## begin Provided data
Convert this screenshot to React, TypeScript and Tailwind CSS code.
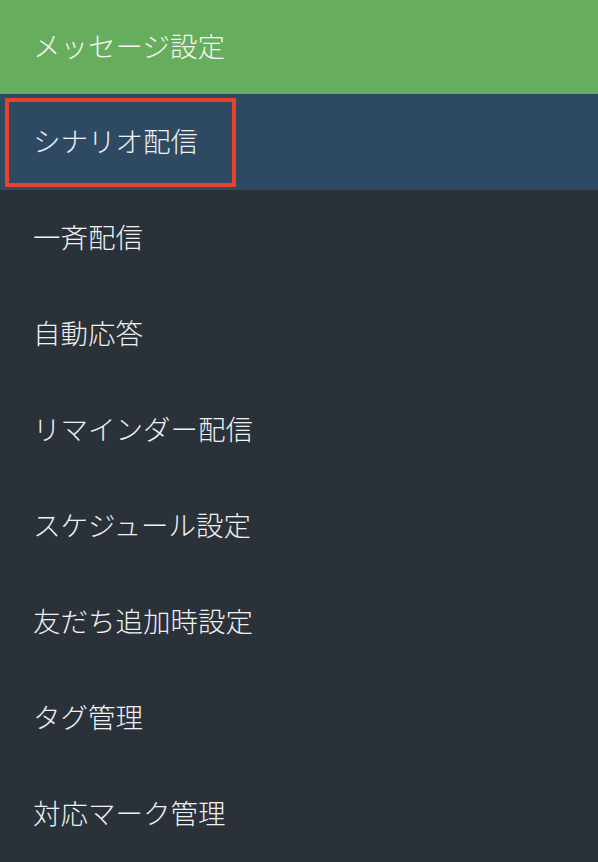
## end Provided data
## begin Provided data
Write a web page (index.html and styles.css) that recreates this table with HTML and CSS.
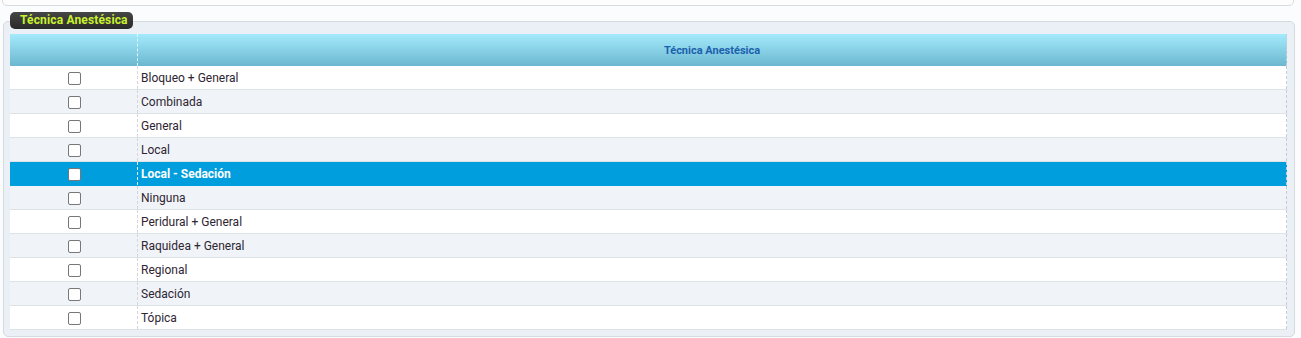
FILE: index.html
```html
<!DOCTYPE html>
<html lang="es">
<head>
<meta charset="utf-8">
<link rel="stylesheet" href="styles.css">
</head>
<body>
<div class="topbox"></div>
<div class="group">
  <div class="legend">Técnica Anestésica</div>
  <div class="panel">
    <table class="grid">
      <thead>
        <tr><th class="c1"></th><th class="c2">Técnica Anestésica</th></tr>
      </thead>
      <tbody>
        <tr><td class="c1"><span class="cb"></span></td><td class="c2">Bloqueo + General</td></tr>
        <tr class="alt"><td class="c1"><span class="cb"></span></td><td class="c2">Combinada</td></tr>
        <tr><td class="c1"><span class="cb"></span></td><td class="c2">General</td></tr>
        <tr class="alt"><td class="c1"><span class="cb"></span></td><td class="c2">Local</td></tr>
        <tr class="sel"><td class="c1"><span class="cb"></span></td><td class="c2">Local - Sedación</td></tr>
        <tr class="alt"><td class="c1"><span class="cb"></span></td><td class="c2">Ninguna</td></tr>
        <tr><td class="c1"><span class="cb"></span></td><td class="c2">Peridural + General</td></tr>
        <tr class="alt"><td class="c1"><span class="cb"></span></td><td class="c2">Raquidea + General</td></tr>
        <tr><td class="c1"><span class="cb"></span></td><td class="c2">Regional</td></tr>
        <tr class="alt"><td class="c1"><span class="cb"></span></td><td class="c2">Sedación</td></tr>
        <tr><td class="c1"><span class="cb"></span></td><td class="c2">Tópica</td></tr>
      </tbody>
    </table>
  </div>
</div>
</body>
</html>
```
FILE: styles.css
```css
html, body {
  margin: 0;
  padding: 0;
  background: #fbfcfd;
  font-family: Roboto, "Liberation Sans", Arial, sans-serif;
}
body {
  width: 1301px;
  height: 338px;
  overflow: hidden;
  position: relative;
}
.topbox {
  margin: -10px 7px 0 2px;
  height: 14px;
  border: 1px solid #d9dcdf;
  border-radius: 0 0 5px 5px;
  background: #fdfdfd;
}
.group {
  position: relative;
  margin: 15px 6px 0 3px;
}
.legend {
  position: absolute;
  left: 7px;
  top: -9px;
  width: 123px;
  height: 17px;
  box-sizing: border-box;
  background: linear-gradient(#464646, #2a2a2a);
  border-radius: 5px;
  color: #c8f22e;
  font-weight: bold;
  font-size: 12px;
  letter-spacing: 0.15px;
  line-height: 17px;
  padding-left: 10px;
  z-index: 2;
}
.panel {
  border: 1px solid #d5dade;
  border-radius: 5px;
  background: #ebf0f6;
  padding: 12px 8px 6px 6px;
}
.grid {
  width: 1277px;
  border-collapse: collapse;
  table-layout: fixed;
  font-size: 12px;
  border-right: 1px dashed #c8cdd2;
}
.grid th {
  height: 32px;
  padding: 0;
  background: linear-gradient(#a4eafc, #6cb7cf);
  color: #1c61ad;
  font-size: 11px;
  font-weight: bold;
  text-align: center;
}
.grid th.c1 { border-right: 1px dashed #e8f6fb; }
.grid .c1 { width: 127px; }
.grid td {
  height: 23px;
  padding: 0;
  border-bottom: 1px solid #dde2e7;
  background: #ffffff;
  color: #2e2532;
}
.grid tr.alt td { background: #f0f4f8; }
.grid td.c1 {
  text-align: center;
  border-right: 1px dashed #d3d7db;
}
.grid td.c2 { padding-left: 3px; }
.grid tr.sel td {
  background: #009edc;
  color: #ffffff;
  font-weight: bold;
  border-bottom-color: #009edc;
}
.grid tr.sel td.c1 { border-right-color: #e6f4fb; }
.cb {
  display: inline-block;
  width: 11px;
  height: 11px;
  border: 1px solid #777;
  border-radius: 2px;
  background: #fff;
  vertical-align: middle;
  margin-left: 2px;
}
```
## end Provided data
## begin Provided data
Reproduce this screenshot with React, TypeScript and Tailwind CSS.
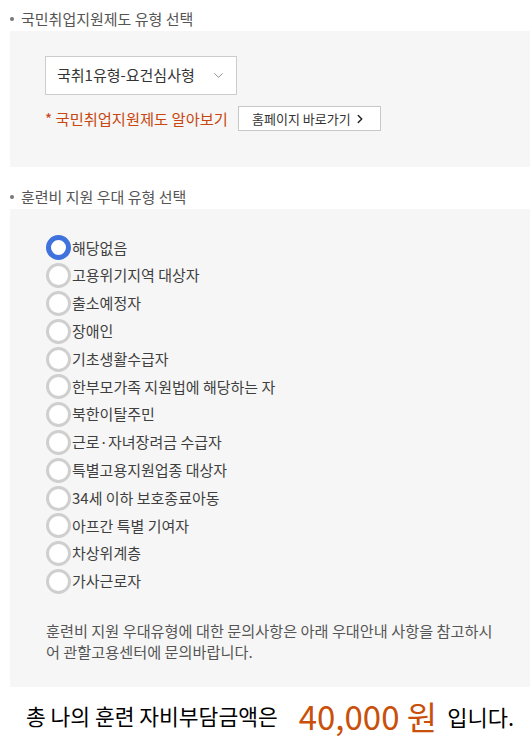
## end Provided data
#### Short exercise
Extract from the material all lines containing the string "screenshot".

#### Written response
Convert this screenshot to React, TypeScript and Tailwind CSS code.
Reproduce this screenshot with React, TypeScript and Tailwind CSS.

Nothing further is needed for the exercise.